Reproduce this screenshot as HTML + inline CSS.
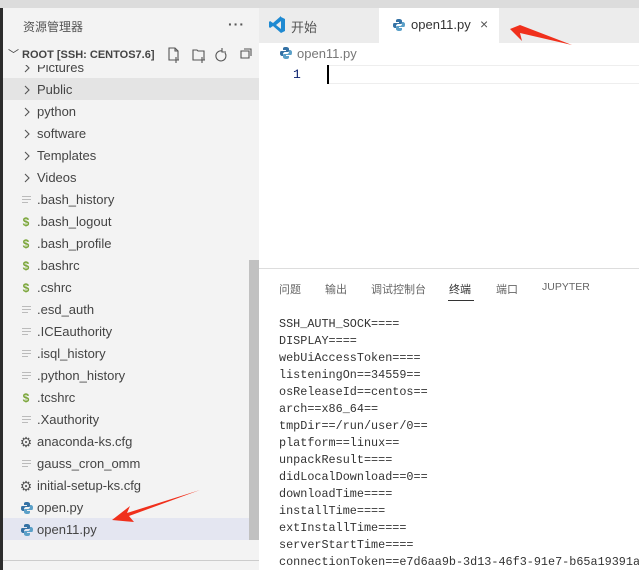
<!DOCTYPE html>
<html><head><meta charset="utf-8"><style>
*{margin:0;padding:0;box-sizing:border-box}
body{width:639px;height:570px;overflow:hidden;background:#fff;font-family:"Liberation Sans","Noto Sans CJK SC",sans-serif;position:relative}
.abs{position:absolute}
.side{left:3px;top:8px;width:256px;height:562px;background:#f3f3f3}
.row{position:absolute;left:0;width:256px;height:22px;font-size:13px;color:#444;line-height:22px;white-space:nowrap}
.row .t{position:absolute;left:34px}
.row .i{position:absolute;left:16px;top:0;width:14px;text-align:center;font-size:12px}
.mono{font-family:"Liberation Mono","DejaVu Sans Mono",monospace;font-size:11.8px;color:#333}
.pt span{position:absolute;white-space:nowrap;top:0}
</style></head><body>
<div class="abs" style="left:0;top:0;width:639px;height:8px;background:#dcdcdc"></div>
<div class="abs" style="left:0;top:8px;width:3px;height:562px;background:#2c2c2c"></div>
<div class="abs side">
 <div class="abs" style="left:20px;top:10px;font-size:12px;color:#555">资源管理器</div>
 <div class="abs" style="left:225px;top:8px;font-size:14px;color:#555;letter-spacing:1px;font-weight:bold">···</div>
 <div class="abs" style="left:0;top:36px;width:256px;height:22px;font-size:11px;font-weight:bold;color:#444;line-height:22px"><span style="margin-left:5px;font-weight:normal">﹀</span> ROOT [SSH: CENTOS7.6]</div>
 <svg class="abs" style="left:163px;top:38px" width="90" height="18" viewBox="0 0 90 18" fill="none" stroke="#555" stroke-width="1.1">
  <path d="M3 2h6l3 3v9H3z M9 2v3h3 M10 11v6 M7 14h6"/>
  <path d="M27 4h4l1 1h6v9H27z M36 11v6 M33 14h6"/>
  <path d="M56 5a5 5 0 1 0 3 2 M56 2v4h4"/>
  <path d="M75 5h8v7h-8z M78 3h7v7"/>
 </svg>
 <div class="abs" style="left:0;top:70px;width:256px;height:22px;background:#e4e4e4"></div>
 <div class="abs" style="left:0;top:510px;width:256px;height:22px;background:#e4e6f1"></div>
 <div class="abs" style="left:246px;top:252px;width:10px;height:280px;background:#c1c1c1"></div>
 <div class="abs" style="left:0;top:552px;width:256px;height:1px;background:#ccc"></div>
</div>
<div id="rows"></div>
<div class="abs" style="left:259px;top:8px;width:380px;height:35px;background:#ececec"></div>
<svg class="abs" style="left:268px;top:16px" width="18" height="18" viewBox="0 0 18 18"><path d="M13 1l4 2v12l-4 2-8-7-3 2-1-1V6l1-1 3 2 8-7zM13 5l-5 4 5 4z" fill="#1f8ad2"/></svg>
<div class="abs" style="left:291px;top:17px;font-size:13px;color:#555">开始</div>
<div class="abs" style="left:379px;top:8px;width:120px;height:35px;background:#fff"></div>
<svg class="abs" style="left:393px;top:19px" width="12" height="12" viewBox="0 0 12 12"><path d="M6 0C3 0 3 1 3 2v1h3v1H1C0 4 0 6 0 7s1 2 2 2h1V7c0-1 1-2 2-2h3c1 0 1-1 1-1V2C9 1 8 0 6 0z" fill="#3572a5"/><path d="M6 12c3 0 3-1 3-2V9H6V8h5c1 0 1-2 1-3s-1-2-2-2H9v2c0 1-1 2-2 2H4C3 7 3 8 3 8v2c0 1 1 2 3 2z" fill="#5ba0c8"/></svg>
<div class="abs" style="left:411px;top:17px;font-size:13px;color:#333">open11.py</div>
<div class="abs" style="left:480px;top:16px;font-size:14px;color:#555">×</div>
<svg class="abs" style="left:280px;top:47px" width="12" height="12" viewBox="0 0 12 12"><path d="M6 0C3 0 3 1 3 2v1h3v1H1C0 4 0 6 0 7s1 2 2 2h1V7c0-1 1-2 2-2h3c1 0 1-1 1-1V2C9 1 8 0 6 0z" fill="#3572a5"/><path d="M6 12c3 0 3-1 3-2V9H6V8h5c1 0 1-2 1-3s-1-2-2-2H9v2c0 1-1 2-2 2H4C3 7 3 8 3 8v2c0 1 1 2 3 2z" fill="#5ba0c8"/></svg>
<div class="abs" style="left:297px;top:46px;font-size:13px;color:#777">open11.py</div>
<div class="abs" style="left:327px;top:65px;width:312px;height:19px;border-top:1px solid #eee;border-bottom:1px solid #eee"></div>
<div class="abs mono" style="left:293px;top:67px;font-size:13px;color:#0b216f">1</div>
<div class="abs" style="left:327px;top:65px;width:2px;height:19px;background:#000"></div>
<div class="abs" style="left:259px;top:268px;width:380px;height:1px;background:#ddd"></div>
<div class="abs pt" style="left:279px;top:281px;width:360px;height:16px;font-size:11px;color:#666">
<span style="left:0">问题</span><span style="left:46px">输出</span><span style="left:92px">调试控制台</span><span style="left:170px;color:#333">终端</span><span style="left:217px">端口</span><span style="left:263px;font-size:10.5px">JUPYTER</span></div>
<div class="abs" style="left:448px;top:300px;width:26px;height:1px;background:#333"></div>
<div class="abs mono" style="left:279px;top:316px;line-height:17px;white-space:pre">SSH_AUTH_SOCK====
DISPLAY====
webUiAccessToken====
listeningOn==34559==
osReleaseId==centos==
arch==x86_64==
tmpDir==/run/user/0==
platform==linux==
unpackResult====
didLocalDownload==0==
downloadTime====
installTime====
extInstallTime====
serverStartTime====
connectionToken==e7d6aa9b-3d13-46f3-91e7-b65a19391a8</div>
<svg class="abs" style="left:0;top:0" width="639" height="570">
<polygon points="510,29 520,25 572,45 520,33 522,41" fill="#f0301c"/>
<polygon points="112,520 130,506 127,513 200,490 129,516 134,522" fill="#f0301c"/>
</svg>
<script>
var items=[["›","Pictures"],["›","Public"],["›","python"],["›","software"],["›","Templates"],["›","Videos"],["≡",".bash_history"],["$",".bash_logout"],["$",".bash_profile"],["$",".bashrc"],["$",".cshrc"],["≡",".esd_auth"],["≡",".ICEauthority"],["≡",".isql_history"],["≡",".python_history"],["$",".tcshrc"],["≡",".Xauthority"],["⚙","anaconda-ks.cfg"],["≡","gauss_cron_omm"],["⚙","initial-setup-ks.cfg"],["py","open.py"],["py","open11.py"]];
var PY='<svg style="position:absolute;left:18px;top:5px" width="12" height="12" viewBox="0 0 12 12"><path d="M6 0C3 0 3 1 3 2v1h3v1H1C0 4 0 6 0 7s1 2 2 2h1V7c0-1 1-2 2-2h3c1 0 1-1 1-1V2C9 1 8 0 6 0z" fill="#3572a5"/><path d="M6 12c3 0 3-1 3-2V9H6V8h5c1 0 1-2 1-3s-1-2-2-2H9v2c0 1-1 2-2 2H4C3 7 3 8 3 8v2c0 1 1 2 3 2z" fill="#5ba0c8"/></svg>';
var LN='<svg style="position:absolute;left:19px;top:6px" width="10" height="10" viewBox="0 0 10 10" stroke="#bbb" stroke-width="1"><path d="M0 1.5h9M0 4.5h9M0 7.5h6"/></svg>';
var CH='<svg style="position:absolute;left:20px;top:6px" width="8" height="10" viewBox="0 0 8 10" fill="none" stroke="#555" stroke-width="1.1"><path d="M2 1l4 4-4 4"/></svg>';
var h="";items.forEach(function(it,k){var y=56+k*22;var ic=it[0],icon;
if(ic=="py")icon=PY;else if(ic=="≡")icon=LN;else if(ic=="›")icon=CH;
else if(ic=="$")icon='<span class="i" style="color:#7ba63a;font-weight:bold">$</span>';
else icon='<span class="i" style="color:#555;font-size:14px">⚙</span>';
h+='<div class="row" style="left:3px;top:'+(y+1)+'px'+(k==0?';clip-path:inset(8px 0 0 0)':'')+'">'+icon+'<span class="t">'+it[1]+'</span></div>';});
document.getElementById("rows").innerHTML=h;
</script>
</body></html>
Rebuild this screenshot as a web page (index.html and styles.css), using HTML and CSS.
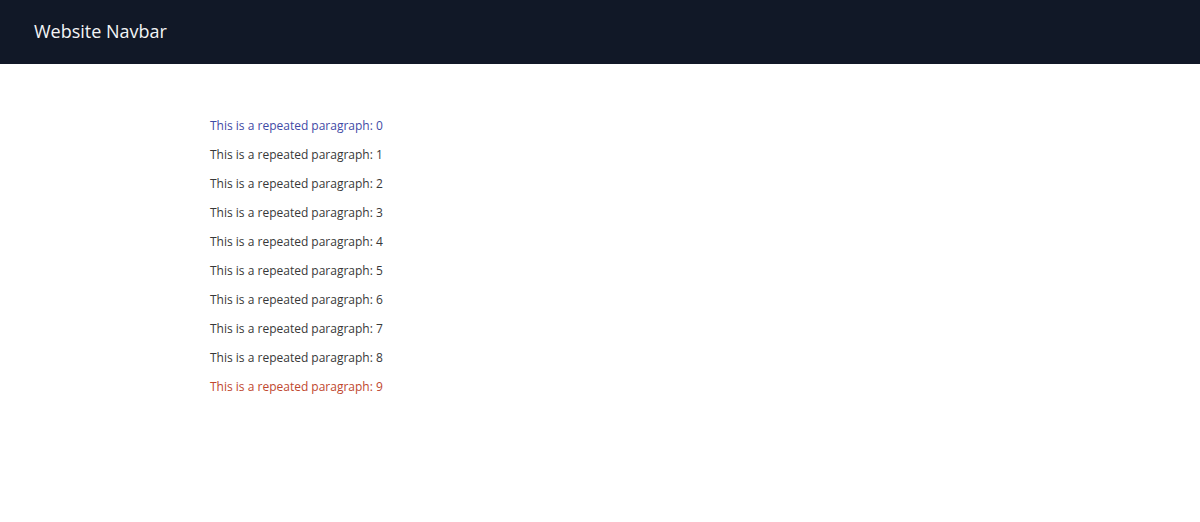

- [WRITTEN INSTRUCTION]
Copy out each line of the records where the string "this" appears.

- [EXPECTED ANSWER]
Reproduce this screenshot as HTML + inline CSS.
Rebuild this screenshot as a web page (index.html and styles.css), using HTML and CSS.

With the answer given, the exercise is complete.